Zaiyu Hasegawa is the Michelin-starred chef behind the modern kaiseki fusion spot DEN, which was named one of the top 50 restaurants in the coveted Asia’s 50 Best list, thanks to standout dishes like a whole freshwater smelt deep-fried in tempura batter and balanced on its back fins so it looks like it’s walking across the plate. When I asked Chef Hasegawa where he likes to eat in Tokyo when he isn’t working, he doesn’t hesitate: “Shake Shack in Aoyama, as it is close to our restaurant. I order a triple burger, and I can go with my dog, Puchi, Jr., as he can eat his dog biscuits too!” He isn’t joking. In 2017 he collaborated with Shake Shack in New York’s Madison Square Park on a one-day-only signature burger, the DEN Shack, which featured miso Shack sauce, sansho peppers, and house-pickled cucumbers.
There are a whopping 227 Michelin-starred restaurants in Tokyo alone. But Tsuta was the first ever ramen shop to earn that honour. Up early? Head over and take a number. In response to five-hour wait times and an avalanche of foot traffic (upsetting the previously discreet “love hotel” operating across the street), Tsuta now hands out tickets beginning at 7 a.m. Simply return at the appointed time for the best $9 lunch you’ll ever have.

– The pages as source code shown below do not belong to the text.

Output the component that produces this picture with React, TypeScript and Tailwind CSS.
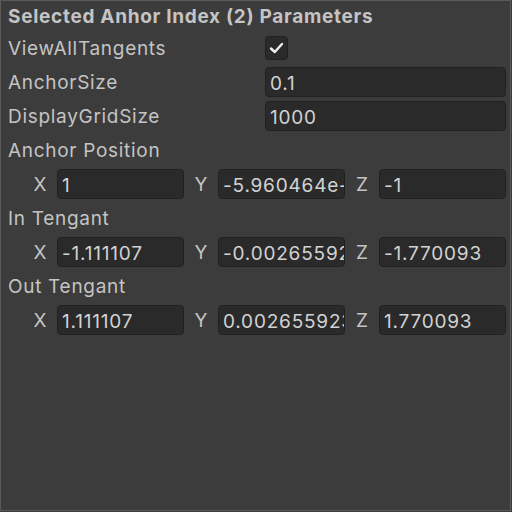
import React from "react";

const font = { fontFamily: "Inter, 'Noto Sans', sans-serif" };

function Field({ value }: { value: string }) {
  return (
    <div className="flex-1 min-w-0 h-[30px] rounded-[4px] bg-[#2a2a2a] border border-[#212121] flex items-center px-[4px] pt-[2px] overflow-hidden">
      <span className="whitespace-nowrap text-[#d2d2d2] text-[19px] tracking-[0.8px] leading-none">{value}</span>
    </div>
  );
}

function Vec({ x, y, z }: { x: string; y: string; z: string }) {
  return (
    <div className="h-[34px] flex items-center pl-[22px] pr-[4px]">
      <span className="w-[34px] pt-[2px] text-center text-[#c4c4c4] text-[19px]">X</span>
      <Field value={x} />
      <span className="w-[34px] pt-[2px] text-center text-[#c4c4c4] text-[19px]">Y</span>
      <Field value={y} />
      <span className="w-[34px] pt-[2px] text-center text-[#c4c4c4] text-[19px]">Z</span>
      <Field value={z} />
    </div>
  );
}

function Label({ text }: { text: string }) {
  return (
    <div className="h-[34px] flex items-center pl-[7px] pt-[2px] text-[#c4c4c4] text-[19px] tracking-[0.7px]">{text}</div>
  );
}

function PropRow({ label, children }: { label: string; children: React.ReactNode }) {
  return (
    <div className="h-[34px] flex items-center pl-[7px] pr-[4px]">
      <span className="w-[257px] pt-[2px] text-[#c4c4c4] text-[19px] tracking-[0.7px] whitespace-nowrap">{label}</span>
      <div className="flex-1 flex items-center">{children}</div>
    </div>
  );
}

export default function App() {
  return (
    <div className="w-[512px] h-[512px] bg-[#3c3c3c]" style={font}>
      <div className="w-[511px] h-[511px] border border-[#5a5a5a] bg-[#3c3c3c] flex flex-col">
        <div className="h-[30px] flex items-center pl-[7px] pt-[2px] text-[#c4c4c4] text-[19px] tracking-[0.7px] font-bold whitespace-nowrap">
          Selected Anhor Index (2) Parameters
        </div>
        <PropRow label="ViewAllTangents">
          <div className="w-[23px] h-[24px] rounded-[4px] bg-[#2a2a2a] border border-[#212121] flex items-center justify-center">
            <svg width="15" height="12" viewBox="0 0 15 12">
              <path d="M2 6.5 L5.8 10 L13 2" fill="none" stroke="#eeeeee" strokeWidth="2.4" strokeLinecap="round" strokeLinejoin="round" />
            </svg>
          </div>
        </PropRow>
        <PropRow label="AnchorSize">
          <Field value="0.1" />
        </PropRow>
        <PropRow label="DisplayGridSize">
          <Field value="1000" />
        </PropRow>
        <Label text="Anchor Position" />
        <Vec x="1" y="-5.960464e-08" z="-1" />
        <Label text="In Tengant" />
        <Vec x="-1.111107" y="-0.002655923" z="-1.770093" />
        <Label text="Out Tengant" />
        <Vec x="1.111107" y="0.002655923" z="1.770093" />
      </div>
    </div>
  );
}
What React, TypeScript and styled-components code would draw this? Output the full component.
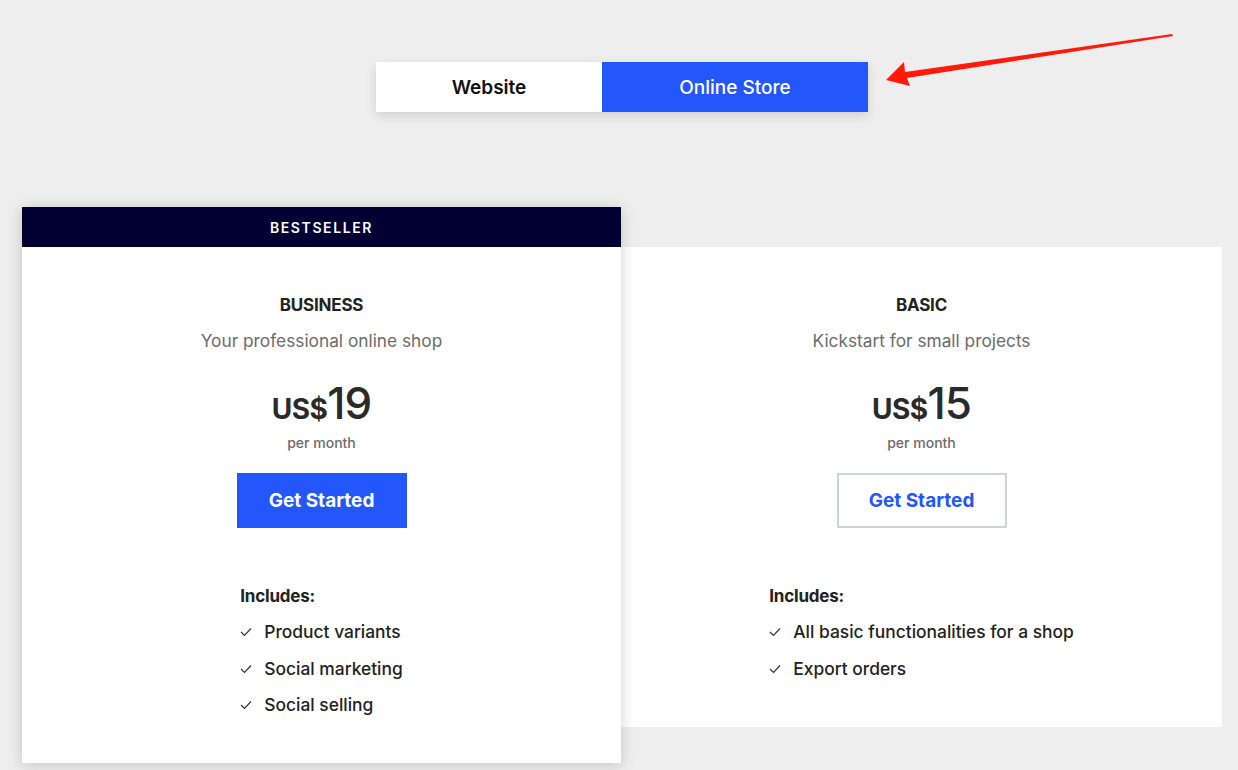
import React from "react";
import styled, { createGlobalStyle } from "styled-components";

const Global = createGlobalStyle`
  html, body { margin: 0; padding: 0; background: #eeeeee; }
  body { font-family: "Inter", "Lato", sans-serif; color: #222; -webkit-font-smoothing: antialiased; }
  * { box-sizing: border-box; }
`;

const Page = styled.div`
  position: relative;
  width: 1238px;
  height: 770px;
  overflow: hidden;
  padding: 62px 0 0 22px;
`;

const Container = styled.div`
  width: 1200px;
  display: flex;
  flex-direction: column;
  align-items: center;
`;

const Toggle = styled.div`
  display: flex;
  height: 50px;
  box-shadow: 0 4px 10px rgba(0, 0, 0, 0.12);
`;

const ToggleButton = styled.button<{ $active?: boolean; $w: number }>`
  width: ${(p) => p.$w}px;
  height: 50px;
  border: 0;
  margin: 0;
  padding: 0;
  font-family: inherit;
  font-size: 19px;
  font-weight: ${(p) => (p.$active ? 500 : 600)};
  background: ${(p) => (p.$active ? "#2356fb" : "#ffffff")};
  color: ${(p) => (p.$active ? "#ffffff" : "#111111")};
  cursor: pointer;
`;

const Cards = styled.div`
  margin-top: 95px;
  display: flex;
  align-items: flex-start;
  width: 1200px;
`;

const Card = styled.div<{ $featured?: boolean }>`
  position: relative;
  z-index: ${(p) => (p.$featured ? 2 : 1)};
  width: ${(p) => (p.$featured ? 599 : 601)}px;
  margin-top: ${(p) => (p.$featured ? 0 : 40)}px;
  background: #fff;
  box-shadow: ${(p) => (p.$featured ? "0 2px 14px rgba(0,0,0,0.18)" : "none")};
`;

const Ribbon = styled.div`
  height: 40px;
  background: #000033;
  color: #fff;
  font-size: 14px;
  font-weight: 600;
  letter-spacing: 1.6px;
  display: flex;
  align-items: center;
  justify-content: center;
`;

const Body = styled.div`
  display: flex;
  flex-direction: column;
  align-items: center;
  padding: 46px 0 46px;
`;

const Title = styled.div`
  font-size: 17px;
  font-weight: 700;
  line-height: 24px;
  color: #222;
  letter-spacing: -0.2px;
`;

const Subtitle = styled.div`
  margin-top: 12px;
  font-size: 17.3px;
  line-height: 24px;
  color: #6b6b6b;
`;

const Price = styled.div`
  margin-top: 26px;
  display: flex;
  align-items: baseline;
  color: #2a2a2a;
  line-height: 48px;
  height: 48px;
`;

const Currency = styled.span`
  font-size: 28px;
  font-weight: 700;
  letter-spacing: -0.5px;
`;

const Amount = styled.span`
  font-size: 44px;
  font-weight: 500;
  letter-spacing: -1px;
`;

const Period = styled.div`
  margin-top: 6px;
  font-size: 14px;
  font-weight: 500;
  line-height: 20px;
  color: #6b6b6b;
`;

const Cta = styled.button<{ $primary?: boolean }>`
  margin-top: 20px;
  width: 170px;
  height: 55px;
  font-family: inherit;
  font-size: 19px;
  font-weight: 700;
  cursor: pointer;
  background: ${(p) => (p.$primary ? "#2356fb" : "#ffffff")};
  color: ${(p) => (p.$primary ? "#ffffff" : "#2356fb")};
  border: ${(p) => (p.$primary ? "0" : "2px solid #cbd4d8")};
`;

const Includes = styled.div`
  margin-top: 56px;
  display: flex;
  flex-direction: column;
  align-items: flex-start;
`;

const IncludesTitle = styled.div`
  font-size: 17px;
  font-weight: 700;
  line-height: 24px;
  color: #222;
  letter-spacing: -0.2px;
`;

const List = styled.ul`
  list-style: none;
  margin: 12px 0 0;
  padding: 0;
  display: flex;
  flex-direction: column;
  gap: 12.5px;
`;

const Item = styled.li`
  display: flex;
  align-items: center;
  gap: 12px;
  font-size: 17.4px;
  line-height: 24px;
  font-weight: 500;
  color: #222;
`;

const Check = () => (
  <svg width="12" height="10" viewBox="0 0 12 10">
    <polyline points="1,5 4.5,8.5 11,1.5" fill="none" stroke="#333" strokeWidth="1.2" />
  </svg>
);

const Arrow = styled.svg`
  position: absolute;
  left: 880px;
  top: 28px;
`;

type Plan = {
  name: string;
  sub: string;
  price: string;
  features: string[];
  featured?: boolean;
};

const plans: Plan[] = [
  {
    name: "BUSINESS",
    sub: "Your professional online shop",
    price: "19",
    features: ["Product variants", "Social marketing", "Social selling"],
    featured: true,
  },
  {
    name: "BASIC",
    sub: "Kickstart for small projects",
    price: "15",
    features: ["All basic functionalities for a shop", "Export orders"],
  },
];

export default function App() {
  return (
    <Page>
      <Global />
      <Container>
        <Toggle>
          <ToggleButton $w={226}>Website</ToggleButton>
          <ToggleButton $w={266} $active>
            Online Store
          </ToggleButton>
        </Toggle>
        <Cards>
          {plans.map((p) => (
            <Card key={p.name} $featured={p.featured}>
              {p.featured && <Ribbon>BESTSELLER</Ribbon>}
              <Body>
                <Title>{p.name}</Title>
                <Subtitle>{p.sub}</Subtitle>
                <Price>
                  <Currency>US$</Currency>
                  <Amount>{p.price}</Amount>
                </Price>
                <Period>per month</Period>
                <Cta $primary={p.featured}>Get Started</Cta>
                <Includes>
                  <IncludesTitle>Includes:</IncludesTitle>
                  <List>
                    {p.features.map((f) => (
                      <Item key={f}>
                        <Check />
                        {f}
                      </Item>
                    ))}
                  </List>
                </Includes>
              </Body>
            </Card>
          ))}
        </Cards>
      </Container>
      <Arrow width="300" height="64" viewBox="0 0 300 64">
        <polygon
          points="292,6 293,8 27,50 30,58 6,52 24,34 25,44"
          fill="#ff1a0a"
        />
      </Arrow>
    </Page>
  );
}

Overlooking the Imperial Palace, this contemporary luxe hotel (reopened in 2012) offers 290 rooms, stellar city views, and a Michelin-starred sushi chef (palacehoteltokyo.com).
This upscale ryokan schedules a daily tea ceremony at 10.30 a.m. Each floor houses six rooms plus an ochanoma (the Japanese word for “tearoom within a living room”), where you can eat rice crackers and meet your neighbours (hoshinoyatokyo.com).